Exercise brief:
Each line below should be retyped exactly, with no pictures.

Dataset section:

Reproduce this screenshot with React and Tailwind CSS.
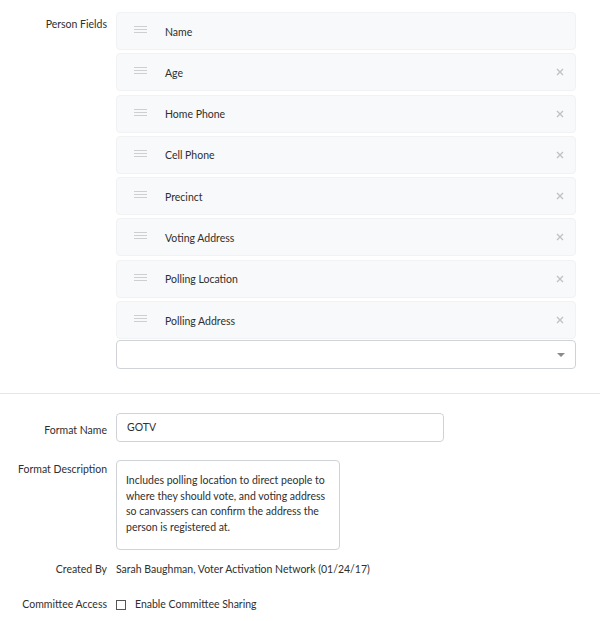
import React from 'react'

const fields = [
  'Name',
  'Age',
  'Home Phone',
  'Cell Phone',
  'Precinct',
  'Voting Address',
  'Polling Location',
  'Polling Address',
]

// three grey bars used as drag handle
const Handle = () => (
  <div className="flex flex-col gap-[2px] w-[13px] -mt-[3px]">
    <div className="h-px bg-[#cfcfcf]" />
    <div className="h-px bg-[#cfcfcf]" />
    <div className="h-px bg-[#cfcfcf]" />
  </div>
)

const RemoveIcon = () => (
  <svg width="8" height="8" viewBox="0 0 8 8" className="text-[#c2c2c2]">
    <path d="M1 1L7 7M7 1L1 7" stroke="currentColor" strokeWidth="1.4" />
  </svg>
)

const FieldRow = ({ label, removable }) => (
  <div className="h-[38px] flex items-center rounded-[4px] bg-[#f8f9fa] border border-[#f1f2f3] pl-[17px] pr-[11px]">
    <Handle />
    <span className="ml-[18px] mt-[2px] flex-1">{label}</span>
    {removable && <RemoveIcon />}
  </div>
)

const App = () => {
  return (
    <div className="w-[600px] h-[621px] bg-white text-[10.5px] leading-[15px] text-[#2f2f2f] font-['Lato',sans-serif]">
      <section className="pt-[12px] flex">
        <div className="w-[107px] text-right pt-[5px]">Person Fields</div>
        <div className="ml-[9px] w-[460px]">
          <div className="flex flex-col gap-[3.3px]">
            {fields.map((f, i) => (
              <FieldRow key={f} label={f} removable={i > 0} />
            ))}
          </div>
          <div className="h-[29px] mt-[1px] border border-[#cfd3d7] rounded-[4px] flex items-center justify-end pr-[10px]">
            <svg width="8" height="4" viewBox="0 0 8 4">
              <path d="M0 0H8L4 4Z" fill="#8a8a8a" />
            </svg>
          </div>
        </div>
      </section>

      <div className="mt-[24px] h-px bg-[#e6e6e6]" />

      <section className="mt-[19px] flex flex-col">
        <div className="flex">
          <div className="w-[107px] text-right pt-[10px]">Format Name</div>
          <div className="ml-[9px] w-[328px] h-[29px] border border-[#cfd3d7] rounded-[4px] flex items-center px-[10px]">
            GOTV
          </div>
        </div>

        <div className="flex mt-[18px]">
          <div className="w-[107px] text-right pt-[2px]">Format Description</div>
          <div className="ml-[9px] w-[224px] h-[90px] border border-[#cfd3d7] rounded-[4px] px-[9px] pt-[12px] leading-[15.7px]">
            Includes polling location to direct people to where they should vote, and voting address so canvassers can confirm the address the person is registered at.
          </div>
        </div>

        <div className="flex mt-[12px]">
          <div className="w-[107px] text-right">Created By</div>
          <div className="ml-[9px]">Sarah Baughman, Voter Activation Network (01/24/17)</div>
        </div>

        <div className="flex items-center mt-[20px]">
          <div className="w-[107px] text-right">Committee Access</div>
          <div className="ml-[9px] w-[10px] h-[10px] border border-[#555]" />
          <div className="ml-[9px]">Enable Committee Sharing</div>
        </div>
      </section>
    </div>
  )
}

export default App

Response:
Reproduce this screenshot with React and Tailwind CSS.
import React from 'react'

const fields = [
  'Name',
  'Age',
  'Home Phone',
  'Cell Phone',
  'Precinct',
  'Voting Address',
  'Polling Location',
  'Polling Address',
]

// three grey bars used as drag handle
const Handle = () => (
  <div className="flex flex-col gap-[2px] w-[13px] -mt-[3px]">
    <div className="h-px bg-[#cfcfcf]" />
    <div className="h-px bg-[#cfcfcf]" />
    <div className="h-px bg-[#cfcfcf]" />
  </div>
)

const RemoveIcon = () => (
  <svg width="8" height="8" viewBox="0 0 8 8" className="text-[#c2c2c2]">
    <path d="M1 1L7 7M7 1L1 7" stroke="currentColor" strokeWidth="1.4" />
  </svg>
)

const FieldRow = ({ label, removable }) => (
  <div className="h-[38px] flex items-center rounded-[4px] bg-[#f8f9fa] border border-[#f1f2f3] pl-[17px] pr-[11px]">
    <Handle />
    <span className="ml-[18px] mt-[2px] flex-1">{label}</span>
    {removable && <RemoveIcon />}
  </div>
)

const App = () => {
  return (
    <div className="w-[600px] h-[621px] bg-white text-[10.5px] leading-[15px] text-[#2f2f2f] font-['Lato',sans-serif]">
      <section className="pt-[12px] flex">
        <div className="w-[107px] text-right pt-[5px]">Person Fields</div>
        <div className="ml-[9px] w-[460px]">
          <div className="flex flex-col gap-[3.3px]">
            {fields.map((f, i) => (
              <FieldRow key={f} label={f} removable={i > 0} />
            ))}
          </div>
          <div className="h-[29px] mt-[1px] border border-[#cfd3d7] rounded-[4px] flex items-center justify-end pr-[10px]">
            <svg width="8" height="4" viewBox="0 0 8 4">
              <path d="M0 0H8L4 4Z" fill="#8a8a8a" />
            </svg>
          </div>
        </div>
      </section>

      <div className="mt-[24px] h-px bg-[#e6e6e6]" />

      <section className="mt-[19px] flex flex-col">
        <div className="flex">
          <div className="w-[107px] text-right pt-[10px]">Format Name</div>
          <div className="ml-[9px] w-[328px] h-[29px] border border-[#cfd3d7] rounded-[4px] flex items-center px-[10px]">
            GOTV
          </div>
        </div>

        <div className="flex mt-[18px]">
          <div className="w-[107px] text-right pt-[2px]">Format Description</div>
          <div className="ml-[9px] w-[224px] h-[90px] border border-[#cfd3d7] rounded-[4px] px-[9px] pt-[12px] leading-[15.7px]">
            Includes polling location to direct people to where they should vote, and voting address so canvassers can confirm the address the person is registered at.
          </div>
        </div>

        <div className="flex mt-[12px]">
          <div className="w-[107px] text-right">Created By</div>
          <div className="ml-[9px]">Sarah Baughman, Voter Activation Network (01/24/17)</div>
        </div>

        <div className="flex items-center mt-[20px]">
          <div className="w-[107px] text-right">Committee Access</div>
          <div className="ml-[9px] w-[10px] h-[10px] border border-[#555]" />
          <div className="ml-[9px]">Enable Committee Sharing</div>
        </div>
      </section>
    </div>
  )
}

export default App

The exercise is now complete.